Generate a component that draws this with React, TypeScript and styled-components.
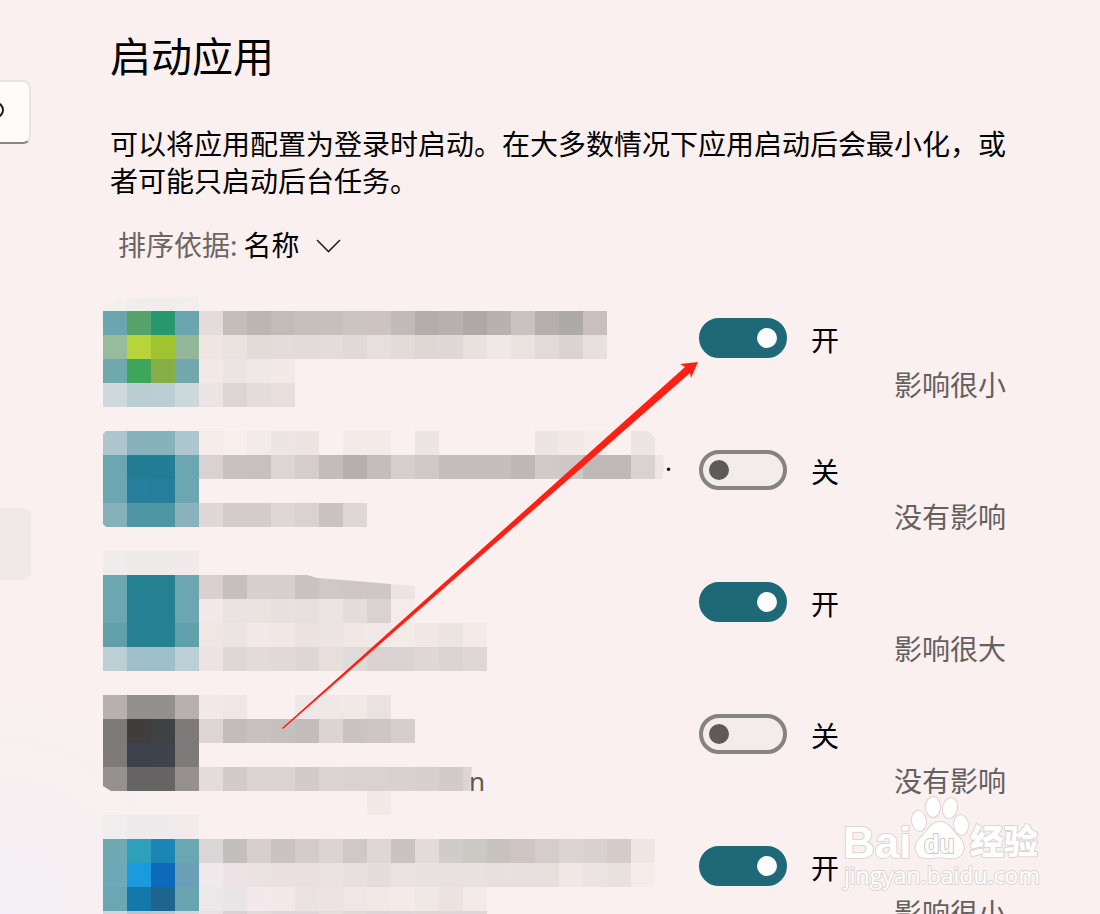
import React from "react";
import styled, { createGlobalStyle } from "styled-components";

const GlobalStyle = createGlobalStyle`
  * { box-sizing: border-box; }
  body {
    margin: 0;
    background: #f9f0ef;
    color: #000;
    font-family: "Noto Sans", "Noto Sans CJK SC", sans-serif;
    font-size: 28px;
    line-height: 37px;
  }
`;

const Page = styled.div`
  position: relative;
  display: flex;
  height: 100vh;
  overflow: hidden;
  background: radial-gradient(circle at 0 100%, #f3f0f7 0, #f6f0f4 70px, #f9f0f0 190px, #f9f0ef 300px);
`;

const Rail = styled.nav`
  flex: 0 0 103px;
  display: flex;
  flex-direction: column;
  align-items: flex-start;
  gap: 364px;
  padding-top: 80px;
`;

const SearchButton = styled.button`
  width: 31px;
  height: 64px;
  padding: 0;
  display: flex;
  align-items: center;
  border: 2px solid #ebe3e3;
  border-left: 0;
  border-bottom-color: #8b8686;
  border-radius: 0 8px 8px 0;
  background: #fdfcfa;
`;

const RailItem = styled.a`
  width: 31px;
  height: 72px;
  border-radius: 0 8px 8px 0;
  background: #f1e8e8;
`;

const Main = styled.main`
  flex: 1;
  min-width: 0;
  padding: 30px 92px 0 0;
`;

const Heading = styled.header`
  padding-left: 7px;
`;

const Title = styled.h1`
  margin: 0;
  font-size: 41px;
  line-height: 52px;
  font-weight: 400;
`;

const Intro = styled.p`
  margin: 0;
  padding-top: 44px;
`;

const SortBar = styled.div`
  display: flex;
  align-items: center;
  padding: 27px 0 23px 8px;
`;

const SortLabel = styled.label`
  color: #6b6665;
`;

const SelectWrap = styled.div`
  display: flex;
  align-items: center;
  padding-left: 6px;
`;

const Select = styled.select`
  appearance: none;
  width: 98px;
  margin-right: -26px;
  padding: 0;
  border: 0;
  background: transparent;
  color: #000;
  font: inherit;
`;

const Chevron = styled.svg`
  pointer-events: none;
`;

const List = styled.ul`
  position: relative;
  margin: 0;
  padding: 0;
  list-style: none;
`;

const Row = styled.li`
  display: flex;
  height: 132px;
`;

const Mosaic = styled.svg<{ $inset: number }>`
  display: block;
  flex: none;
  margin-top: ${(p) => p.$inset}px;
`;

const AppInfo = styled.div`
  flex: 1;
  min-width: 0;
`;

const Controls = styled.div`
  flex: 0 0 309px;
  padding-top: 31px;
`;

const SwitchLabel = styled.label`
  display: flex;
  align-items: flex-start;
  gap: 24px;
  height: 49px;
`;

const Switch = styled.input`
  appearance: none;
  flex: none;
  width: 88px;
  height: 40px;
  margin: 0;
  padding: 6px;
  border: 4px solid #878382;
  border-radius: 20px;
  background: #f3ecec;
  display: flex;

  &::before {
    content: "";
    width: 20px;
    height: 20px;
    border-radius: 50%;
    background: #5f5a5a;
  }

  &:checked {
    justify-content: flex-end;
    border-color: #1e6977;
    background: #1e6977;
  }

  &:checked::before {
    background: #fff;
  }
`;

const State = styled.span`
  padding-top: 4px;
`;

const Impact = styled.p`
  margin: 0;
  padding-right: 2px;
  text-align: right;
  color: #656060;
`;

const Arrow = styled.svg`
  position: absolute;
  top: 0;
  left: 0;
  pointer-events: none;
`;

const Watermark = styled.svg`
  position: absolute;
  right: 50px;
  bottom: 20px;
  pointer-events: none;
`;

const CELL = 24;

type App = {
  name: string;
  on: boolean;
  impact: string;
  inset: number;
  clip: string;
  cells: string[];
  tail?: { text: string; x: number; y: number; fill: string };
};

const apps: App[] = [
  {
    name: "应用 1",
    on: true,
    impact: "影响很小",
    inset: 0,
    clip: "M0 21Q5 14 24 12L96 9V24H504V72H192V120H0Z",
    cells: [
      "f3efed f1edec f0eded f3eeee",
      "6ba6b0 55a36a 289870 6ba6b0 e4dcdb c3beba bcb6b3 c2bcb8 c5c0bc c5c0bc cbc5c2 cdc4c2 c0bab9 b3adac b7b1b0 aea8a7 b7b2b1 c8c2c1 b4aead aeaaa8 c8bfbe",
      "98bb9d b9d33a a0c330 94b698 efe6e4 e9e2df e2dcd9 e3dcda e2dbd9 e3dcda e0d9d7 e6dedf e2dbd8 dfd7d4 e0d8d8 e9e1de f0e8e7 eae2df e2dada dbd3d2 e7e0df",
      "6fa8ad 3ea65a 86ae47 72a7ab f2e9e7 ece4e2 f0e8e6 f3eae8",
      "cfd9db bacdd3 bbced4 cdd8da ede4e5 ddd5d5 e5dddb e8dfdd",
    ],
  },
  {
    name: "应用 2",
    on: false,
    impact: "没有影响",
    inset: 12,
    clip: "M3 0H545L552 7V24H560L561 36L559 48H552V96H3L0 93V3Z",
    cells: [
      "adc6cf 85b2bb 85b2bb adc6cf f5ebe8 f8eeec f3eaeb ede4e5 ede4e2 - f4ebe9 f4ebe9 - ede5e3 - - - - ede5e3 f3eae8 f6edeb - ede5e3",
      "6ca6b0 237d95 237d96 6ca6b0 dad1d1 c7c2c1 c6c0bf ddd4d4 d5cccc c2bcbb b5afae c3bdbc d5cfce d0c8c8 c4bebe c4bebe c4bebe bdb7b6 d0cac9 cfc7c7 beb8b7 beb8b7 d9d2d2 eee5e4",
      "6ca6b0 277f9d 257e9c 6ca6b0",
      "85b2ba 4f96a4 4f96a4 8ab2bd e0d7d8 d4cccc d4cccb dfd6d6 dad2d2 cbc3c3 dfd6d6",
    ],
    tail: { text: ".", x: 562, y: 40, fill: "#000" },
  },
  {
    name: "应用 3",
    on: true,
    impact: "影响很大",
    inset: 0,
    clip: "M0 0H96V24H204L214 27L240 29L288 33L312 35V72H384V120H0Z",
    cells: [
      "f0eceb efebeb efebeb f0ebea",
      "6ca6b0 258092 258092 6ca6b0 dad0d0 c5bfbe d6d0cf d6d0cf cac1c1 cec8c8 cfc6c6 cdc7c6 ece3e3",
      "6ca6b0 258092 258092 6ca6b0 f2e8e8 eae2e1 eae2df e8e0df e7dfdf ebe3e4 e3dedd dad1d1 f5ebe9",
      "60a0aa 258092 258092 60a0aa f0e6e4 ece4e4 f3e9e9 f1e8e6 ece3e0 ece4e5 f1e8e5 f1e9e7 f4ebe8 f1e8e5 ece4e1 f4ebe9",
      "bccfd5 9fc0ca 9fc0ca bccfd5 ece3e2 dfd7d6 e3dbda e1d9d7 dcd7d5 e8dedc dfdbda dbd3d2 dad3d3 dfd7d6 dbd4d4 dfd7d7",
    ],
  },
  {
    name: "应用 4",
    on: false,
    impact: "没有影响",
    inset: 12,
    clip: "M0 0H312V72H369L367 96H288V120H264V96H8L0 91Z",
    cells: [
      "b6b0b0 949090 949090 b6b0b0 f2e9e8 efe6e5 - - f0e8e6 f0e8e5 f1e9e6 eae2e0",
      "7e7a7a 3f3e3c 3f4243 7e7a7a ddd4d4 c2bcbb c7c1c0 c5bfbe c2bcbb dcd4d4 c9c4c3 cec6c6 d6cdce",
      "7e7a7a 3c434c 40434b 7e7a7a",
      "969191 676465 676465 969190 e4dbdb d2cbca dcd4d4 dcd4d4 d3cbca dcd4d4 dad2d2 dad1d1 d9d0d1 d8d0d0 d3cbca ddd5d4",
      "- - - - - - - - - - - f3eae8",
    ],
    tail: { text: "n", x: 366, y: 96, fill: "#5f5a5a" },
  },
  {
    name: "应用 5",
    on: true,
    impact: "影响很小",
    inset: 0,
    clip: "M0 0H552V120H0Z",
    cells: [
      "f1eced efebed efebed f1eceb",
      "6fa9b4 2da1bb 1b85b3 6ba6b3 dad5d6 c4bfbf d7cece c9c4c3 d4cbcb dcd4d3 cec8c7 dfd7d7 c9c4c3 e3dbda d0cccb ccc8c3 c7c2bd cfc6c4 d5cdcb dcd4d2 d9d1cf d5ccca efe6e4",
      "6caab9 1b9ae0 0d6abb 6b9fb7 efe9eb ede3e6 eae1e1 e9e0df e9e0df ebe2e2 e8dfdf e5dcde ebe3e1 e9e1df e8e0e1 e7e1df e8e0de e7dfdd e7dfdc f1e8e5 ece4e2 e9e1de f5ebe9",
      "6ba6b3 1578ab 1d658e 69a5b0 ece8e9 e9e5e6 f3e9ec f2e8e8 ebe3e2 ede3e4 f0e6e7 f2e8e6 f4ebe9 f0e8e5 ece3e1 f4ebe9",
      "ccd8df adc8d3 b2ccd3 ccd8dd e8e2e4 d8d2d4 e0dadb dfd6da dfd6da e6dddf e1d8da ddd4d8 dfd6da e0d7d6 dfd6da dfd6da",
    ],
  },
];

function AppMosaic({ app, id }: { app: App; id: string }) {
  return (
    <Mosaic $inset={app.inset} width={576} height={120} shapeRendering="crispEdges" aria-hidden="true">
      <clipPath id={id}>
        <path d={app.clip} />
      </clipPath>
      <g clipPath={`url(#${id})`}>
        {app.cells.map((line, r) =>
          line.split(" ").map((c, i) =>
            c === "-" ? null : (
              <rect key={`${r}-${i}`} x={i * CELL} y={r * CELL} width={CELL} height={CELL} fill={`#${c}`} />
            )
          )
        )}
      </g>
      {app.tail && (
        <text x={app.tail.x} y={app.tail.y} fill={app.tail.fill} fontSize={26}>
          {app.tail.text}
        </text>
      )}
    </Mosaic>
  );
}

function BaiduMark() {
  return (
    <Watermark width={210} height={104} viewBox="840 790 210 104" aria-hidden="true">
      <g fill="#fff" stroke="#ddd4d4" strokeWidth={2} paintOrder="stroke" strokeLinejoin="round">
        <text x={843} y={858} fontSize={44} fontWeight={700} fontFamily="Liberation Sans, sans-serif">Bai</text>
        <ellipse cx={919} cy={821} rx={7} ry={10} transform="rotate(-8 919 821)" />
        <ellipse cx={933} cy={807} rx={7} ry={10} />
        <ellipse cx={950} cy={808} rx={7} ry={10} transform="rotate(12 950 808)" />
        <ellipse cx={961} cy={825} rx={7} ry={10} transform="rotate(-6 961 825)" />
        <path d="M940 822C948 822 951 829 956 834C962 840 965 844 963 851C961 858 954 859 948 858C942 857 937 857 932 858C925 859 918 858 916 851C914 844 919 839 924 834C929 829 932 822 940 822Z" />
        <text x={970} y={854} fontSize={34} fontWeight={900} fontFamily="Noto Sans CJK SC, sans-serif">经验</text>
        <text x={844} y={884} fontSize={23} fontWeight={500} fontFamily="Open Sans, sans-serif">jingyan.baidu.com</text>
        <text x={924} y={853} fontSize={25} fontWeight={700} stroke="#cfc6c6" fontFamily="Liberation Sans, sans-serif">du</text>
      </g>
    </Watermark>
  );
}

export default function App() {
  return (
    <>
      <GlobalStyle />
      <Page>
        <Rail>
          <SearchButton aria-label="搜索">
            <svg width={8} height={20} viewBox="0 0 8 20" fill="none" stroke="#1a1a1a" strokeWidth={2}>
              <circle cx={-4} cy={8} r={7} />
            </svg>
          </SearchButton>
          <RailItem href="#apps" aria-label="应用" />
        </Rail>
        <Main>
          <Heading>
            <Title>启动应用</Title>
            <Intro>可以将应用配置为登录时启动。在大多数情况下应用启动后会最小化，或者可能只启动后台任务。</Intro>
            <SortBar>
              <SortLabel htmlFor="sort">排序依据:</SortLabel>
              <SelectWrap>
                <Select id="sort" defaultValue="name">
                  <option value="name">名称</option>
                </Select>
                <Chevron width={26} height={16} fill="none" stroke="#2a2828" strokeWidth={1.6}>
                  <path d="M1 2L12.500 13.500L24 2" />
                </Chevron>
              </SelectWrap>
            </SortBar>
          </Heading>
          <List id="apps">
            {apps.map((app, i) => (
              <Row key={app.name}>
                <AppInfo>
                  <AppMosaic app={app} id={`mosaic-${i}`} />
                </AppInfo>
                <Controls>
                  <SwitchLabel>
                    <Switch type="checkbox" role="switch" defaultChecked={app.on} />
                    <State>{app.on ? "开" : "关"}</State>
                  </SwitchLabel>
                  <Impact>{app.impact}</Impact>
                </Controls>
              </Row>
            ))}
            <Arrow as="svg" width={600} height={450} aria-hidden="true">
              <path d="M179 441L582 80L577 77L595 75L588 91L587 86L180 442Z" fill="#ff2013" />
            </Arrow>
          </List>
        </Main>
        <BaiduMark />
      </Page>
    </>
  );
}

········

Instruction ▸ Only the number should be given: how many lines of the data contain the word "components"?

Full answer ▸ 2